[Wien] lapw1para error while running k-point parallel calculation
ROBERTO LUIS IGLESIAS PASTRANA
roberto at uniovi.es
Fri Nov 28 10:19:53 CET 2008
Hello again!
I made some more attempts on my own. Again
titin at titin-desktop:~$ ssh titin-desktop;cd ~/Programas/WIEN2k/titin/benchmark/test_case;lapw1 lapw1.def
logs in. After a while I type
$exit
logout
Connection to titin-desktop closed
..........I leave it there, where before I thought it was just hanging
LAPW1 END!!!!!!!!!!!!!!!!!!!!!!
Inside of test_case the same files appear as in the serial case test, with the exception of :log, which is missing, and the presence of test_case.vector, which was not there before, my SCRATCH is supposed to be /tmp, but here it did not use it, I don't know why, and kept it within the working dir. I don't even know if this is again a serial calculation.
Then I typed:
$grep HORB *output1*
test_case.output1: TIME HAMILT (CPU) = 13.3, HNS = 7.6, HORB = 0.0, DIAG = 28.2
In thenormal serial case this was:
test_case.output1: TIME HAMILT (CPU) = 17.6, HNS = 12.7, HORB = 0.0, DIAG = 95.8
I compared the results with the files *output1_mkl8_* present in the test_case folder as well:
$tail -5 test_case.output1_mkl8_1proc
NUMBER OF K-POINTS: 1
===> TOTAL CPU TIME: 153.6 (INIT = 1.5 + K-POINTS = 152.1)
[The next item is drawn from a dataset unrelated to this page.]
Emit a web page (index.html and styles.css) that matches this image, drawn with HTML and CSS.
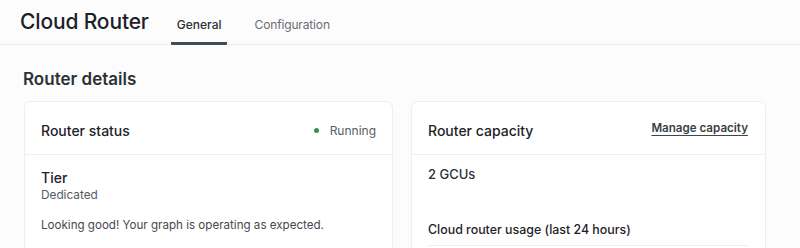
FILE: index.html
```html
<!DOCTYPE html>
<html>
<head>
<meta charset="utf-8">
<link rel="stylesheet" href="styles.css">
</head>
<body>
<header class="topbar">
  <h1 class="title">Cloud Router</h1>
  <nav class="tabs">
    <a class="tab active">General</a>
    <a class="tab">Configuration</a>
  </nav>
</header>
<main class="content">
  <h2 class="section-title">Router details</h2>
  <div class="cards">
    <section class="card">
      <div class="card-head">
        <span class="card-title">Router status</span>
        <span class="status"><span class="dot"></span>Running</span>
      </div>
      <div class="card-body">
        <div class="label">Tier</div>
        <div class="sub">Dedicated</div>
        <p class="msg">Looking good! Your graph is operating as expected.</p>
      </div>
    </section>
    <section class="card">
      <div class="card-head">
        <span class="card-title">Router capacity</span>
        <a class="link">Manage capacity</a>
      </div>
      <div class="card-body">
        <div class="gcu">2 GCUs</div>
        <div class="usage">Cloud router usage (last 24 hours)</div>
        <div class="rule"></div>
      </div>
    </section>
  </div>
</main>
</body>
</html>
```
FILE: styles.css
```css
* { box-sizing: border-box; }
html, body { margin: 0; padding: 0; }
body {
  background: #fcfcfc;
  font-family: Inter, "Noto Sans", sans-serif;
  color: #1f2328;
  width: 800px;
  height: 248px;
  overflow: hidden;
}
.topbar {
  display: flex;
  align-items: flex-end;
  height: 45px;
  border-bottom: 1px solid #ececec;
  padding-left: 20px;
}
.title {
  margin: 0 0 10px 0;
  font-size: 21px;
  font-weight: 500;
  color: #1c2128;
  line-height: 24px;
  letter-spacing: -0.15px;
}
.tabs {
  display: flex;
  margin-left: 22px;
}
.tab {
  font-size: 12px;
  color: #6a6e73;
  padding: 0 0 10px 0;
  margin-right: 34px;
  line-height: 14px;
  border-bottom: 2px solid transparent;
}
.tab.active {
  color: #2b3036;
  font-weight: 500;
  border-bottom: 3px solid #3e4b5c;
  border-radius: 1px;
  padding-left: 6px;
  padding-right: 5px;
  margin-bottom: -1px;
}
.tab:nth-child(2) { margin-left: -6px; letter-spacing: -0.15px; }
.content {
  padding: 24px 34px 0 24px;
}
.section-title {
  margin: 0 0 11px -1px;
  font-size: 17px;
  font-weight: 600;
  color: #2c3136;
  line-height: 21px;
}
.cards {
  display: grid;
  grid-template-columns: 369px 355px;
  gap: 18px;
}
.card {
  background: #fff;
  border: 1px solid #eeeeee;
  border-radius: 7px;
  min-height: 160px;
}
.card-head {
  display: flex;
  justify-content: space-between;
  align-items: center;
  height: 53px;
  padding: 0 16px;
  border-bottom: 1px solid #efefef;
}
.card-title {
  font-size: 14px;
  font-weight: 500;
  color: #1f2328;
  margin-top: 4px;
}
.status {
  display: flex;
  align-items: center;
  font-size: 12px;
  color: #585d63;
  margin-top: 4px;
}
.dot {
  width: 5px;
  height: 5px;
  border-radius: 50%;
  background: #3d8a5a;
  margin-right: 11px;
}
.link {
  font-size: 11.6px;
  font-weight: 600;
  color: #3a3f45;
  text-decoration: underline;
  text-underline-offset: 3px;
  text-decoration-color: #444;
  margin-top: 0;
  margin-right: 1px;
}
.card-body {
  padding: 14px 16px 0;
}
.label {
  font-size: 14px;
  font-weight: 500;
  color: #1f2328;
  line-height: 18px;
}
.sub {
  font-size: 11.8px;
  color: #555a60;
  line-height: 16px;
  margin-top: 0;
}
.msg {
  margin: 14px 0 0;
  font-size: 11.6px;
  color: #44494f;
  line-height: 16px;
}
.gcu {
  font-size: 13px;
  font-weight: 500;
  color: #2a2f35;
  line-height: 16px;
  margin-top: -3px;
}
.usage {
  margin-top: 40px;
  font-size: 12.4px;
  font-weight: 500;
  color: #1f2328;
  line-height: 16px;
}
.rule {
  margin-top: 7px;
  height: 1px;
  background: #efefef;
}
```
> SUM OF WALL CLOCK TIMES: 161.3 (INIT = 1.9 + K-POINTS = 159.4)
Maximum WALL clock time: 162.053758144379
Maximum CPU time: 153.720000000000
$ tail -5 test_case.output1_mkl8_2proc
NUMBER OF K-POINTS: 1
===> TOTAL CPU TIME: 118.5 (INIT = 1.5 + K-POINTS = 116.9)
> SUM OF WALL CLOCK TIMES: 124.3 (INIT = 1.8 + K-POINTS = 122.5)
Maximum WALL clock time: 124.882931947708
Maximum CPU time: 118.560000000000
$ tail -5 test_case.output1
NUMBER OF K-POINTS: 1
===> TOTAL CPU TIME: 50.0 (INIT = 1.0 + K-POINTS = 49.0)
> SUM OF WALL CLOCK TIMES: 50.4 (INIT = 1.1 + K-POINTS = 49.3)
Maximum WALL clock time: 50.5337390899658
Maximum CPU time: 50.0800000000000
Now it takes less than 1 minute and less than half the CPU time.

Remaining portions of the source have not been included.